In other words, once ejected from office, the offender (Trump) must still face any criminal “prosecution and punishment in the ordinary course of law.” So presidential immunity explicitly does not cover him after he leaves office. And since the trial in the Senate does not constitute a criminal trial, neither is Trump protected by the Constitution’s Fifth Amendment guarantee against double jeopardy, that is, that a defendant may not be tried twice for the same crime.

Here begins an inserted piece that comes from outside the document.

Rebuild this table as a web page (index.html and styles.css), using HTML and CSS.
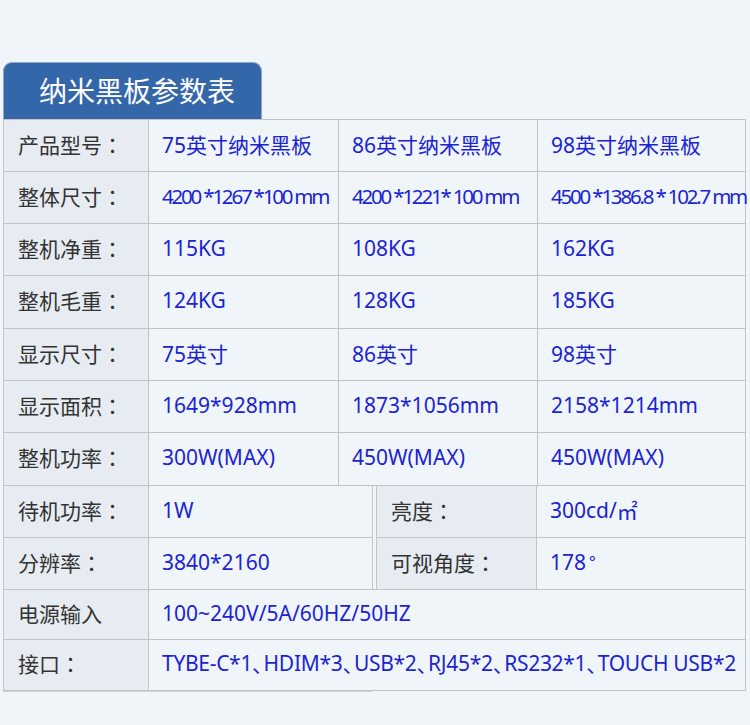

This is a subtlety that frequently gets missed in the examination of Trump’s impending impeachment. The importance of the fact that the Senate trial will not be a criminal trial is often, and possibly conveniently, overlooked by Senate Republicans for reasons of propaganda. The legal standard of criminal conduct simply does not apply here. It is not necessary that Trump’s engagement of a foreign power and withholding funds in exchange for dirt on a political opponent be in and of itself criminally illegal. All it needs to be is an abuse of power, and abuse of power is anything the Congress, and ultimately the Senate, decides it is. Whether or not it constitutes a criminal act is up to federal prosecutors once Trump leaves office.

Of course, individual criminal acts from Trump’s long history of criminality may or may not be included in the articles of impeachment against him. Whether they are or not Trump will be exposed to the full weight of criminal law when he leaves office, and there is nothing to protect him from criminal prosecution on that account. We know this because Alexander Hamilton says so.